A runbook should expect exceptions
A fragile runbook assumes the normal path. A useful runbook explains what to do when the normal path breaks. Sources are missing. A tool returns an error. Two documents disagree. A test fails for a reason outside the agent’s change. A customer record looks sensitive. The task appears larger than the time budget. A requested action conflicts with policy. These are not rare edge cases. They are the texture of real work.
The runbook does not need to solve every exception. It needs to teach the agent how to pause honestly. A good exception handoff says what happened, what was tried, why the agent stopped, and what decision is needed next. That is better than an agent forcing a partial answer into the shape of completion.
This is also where humans need discipline. If a person punishes every escalation, the agent will be tuned toward guessing. If a person rewards clean stopping points, the workflow becomes safer and faster. The culture around the runbook matters as much as the words inside it.

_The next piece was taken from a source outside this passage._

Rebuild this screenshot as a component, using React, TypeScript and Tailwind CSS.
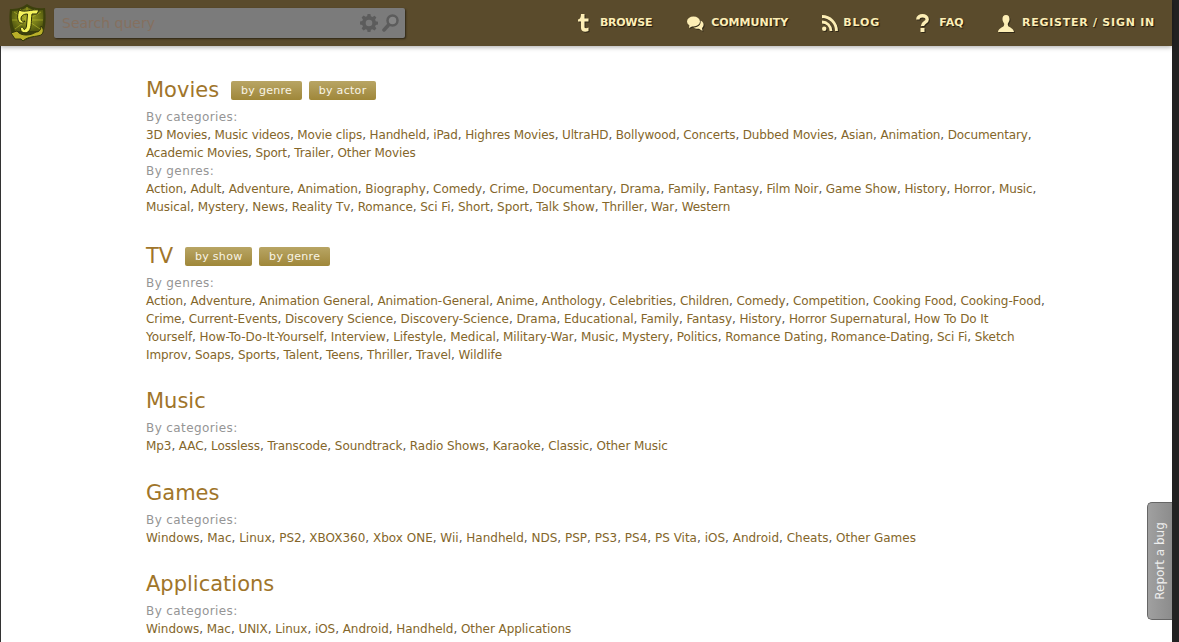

The runbook is never finished
The first version of a runbook should be short enough to use. After a few runs, it should become specific enough to trust. That means revising it when reality teaches you something. Add the missing source. Remove the confusing instruction. Clarify the permission. Tighten the handoff. Change the checkpoint timing. Archive the runbook if the workflow no longer matters.
This is why agent operations should feel more like maintaining a kitchen than writing a constitution. The goal is a working station where tools are where people expect them, labels mean something, and cleanup happens before the next shift begins. A messy runbook library becomes its own hazard. Agents will follow stale instructions with the same confidence they follow good ones.
The mature team does not ask, “Do we have agents?” It asks, “Which agent workflows are repeatable, inspectable, and worth running again?” Runbooks answer that question in a practical way. They turn one-off delegation into an operating system for work.
The result is not glamorous. It is better than glamorous. It is repeatable.